On le sait depuis le 18 septembre dernier, ce canal possède son présentateur, contraint et forcé. Son nom est John Cantlie, il est otage depuis novembre 2012. Dans une récente vidéo, ce journaliste britannique affirmait ne pas savoir s’il vivrait encore longtemps. Il ajoutait que "les prochains programmes" allaient  "montrer la vérité" de l’Etat islamique. "Certestoutes ces images sont disponibles sur internet, explique Pascal Golomer, le directeur délégué à l’information de France Télévisions. Mais devons-nous faire de même, diffuser sans choisir ? De plus, ces images ont un tel impact que toute tentative d’explication est condamnée à l’échec."

Savoir renoncer à diffuser les images

Ces images entrent dans le cadre d’un conflit où toutes les images doivent être questionnées. Le mot est dans la bouche de tous les responsables politiques français ou étrangers : une guerre vient d’être déclarée à l’Etat islamique autoproclamé. Et l’image est au cœur de ce champ de bataille. Or, du combattant jihadiste, les médias ne possèdent que peu de représentation. Les reportages réalisés dans l’organisation de l’Etat islamique sont rarissimes. On dispose principalement de la série documentaire réalisée par la chaîne Vice News en août dernier, à Raqqa (Syrie).

La tentation est donc grande d’utiliser les images tournées sur l’Etat islamique par l’Etat islamique lui-même. Ce qui fut fait et l’est encore parfois. "Nous devons être particulièrement vigilants sur ce point, affirme Pascal Golomer.
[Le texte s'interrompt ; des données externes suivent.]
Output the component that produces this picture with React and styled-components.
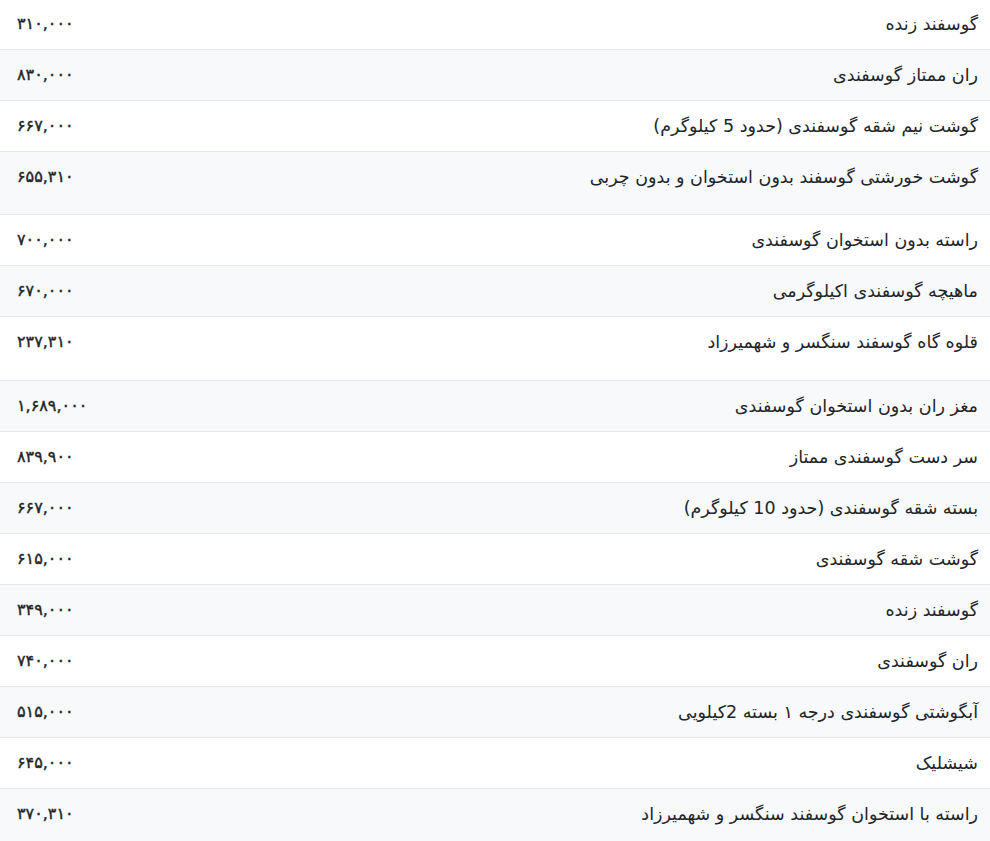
import React from 'react';
import styled, { createGlobalStyle } from 'styled-components';

const GlobalStyle = createGlobalStyle`
    body {
        margin: 0;
        background: #fff;
        font-family: "DejaVu Sans", sans-serif;
        color: #212529;
    }
`;

const Wrapper = styled.div`
    width: 100%;
    margin-top: -2px;
    direction: rtl;
`;

const Table = styled.table`
    width: 100%;
    border-collapse: collapse;
`;

const Row = styled.tr`
    background: ${props => (props.$striped ? '#f8f9fa' : '#fff')};
`;

const Cell = styled.td`
    border-top: 1px solid #e3e6ea;
    padding: 12px 12px ${props => 12 + (props.$extra || 0)}px;
    vertical-align: top;
    font-size: 17.5px;
    line-height: 26px;
    text-align: right;
`;

const Price = styled(Cell)`
    text-align: left;
    padding-left: 17px;
    font-size: 16px;
    width: 160px;
    -webkit-text-stroke: 0.4px #212529;
`;

// third value: extra space under the row (the original has an empty line there)
const items = [
    ['گوسفند زنده', '۳۱۰,۰۰۰'],
    ['ران ممتاز گوسفندی', '۸۳۰,۰۰۰'],
    ['گوشت نیم شقه گوسفندی (حدود 5 کیلوگرم)', '۶۶۷,۰۰۰'],
    ['گوشت خورشتی گوسفند بدون استخوان و بدون چربی', '۶۵۵,۳۱۰', 12],
    ['راسته بدون استخوان گوسفندی', '۷۰۰,۰۰۰'],
    ['ماهیچه گوسفندی اکیلوگرمی', '۶۷۰,۰۰۰'],
    ['قلوه گاه گوسفند سنگسر و شهمیرزاد', '۲۳۷,۳۱۰', 13],
    ['مغز ران بدون استخوان گوسفندی', '۱,۶۸۹,۰۰۰'],
    ['سر دست گوسفندی ممتاز', '۸۳۹,۹۰۰'],
    ['بسته شقه گوسفندی (حدود 10 کیلوگرم)', '۶۶۷,۰۰۰'],
    ['گوشت شقه گوسفندی', '۶۱۵,۰۰۰'],
    ['گوسفند زنده', '۳۴۹,۰۰۰'],
    ['ران گوسفندی', '۷۴۰,۰۰۰'],
    ['آبگوشتی گوسفندی درجه ۱ بسته 2کیلویی', '۵۱۵,۰۰۰'],
    ['شیشلیک', '۶۴۵,۰۰۰'],
    ['راسته با استخوان گوسفند سنگسر و شهمیرزاد', '۳۷۰,۳۱۰', 2],
];

export default function App() {
    return (
        <Wrapper>
            <GlobalStyle />
            <Table>
                <tbody>
                    {items.map(([name, price, extra], i) => (
                        <Row key={i} $striped={i % 2 === 1}>
                            <Cell $extra={extra}>{name}</Cell>
                            <Price $extra={extra}>{price}</Price>
                        </Row>
                    ))}
                </tbody>
            </Table>
        </Wrapper>
    );
}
Ces prises de vue ne peuvent en aucun cas constituer un fond d’illustration pour les commentaires." De même, pour chaque épisode du conflit entre l'EI et la coalition menée par les Américains, du côté des Occidentaux, les images sont le plus souvent fournies par les  militaires. En noir et blanc, dans un viseur, des masses au sol subissent des bombardements. On connaît le reproche récurrent de la guerre représentée sous forme de jeu vidéo. Là encore, la vigilance ne peut être que de rigueur. Ce sont donc bien toutes les images qui doivent être interrogées, expliquées, critiquées… jusqu’à parfois renoncer à les diffuser.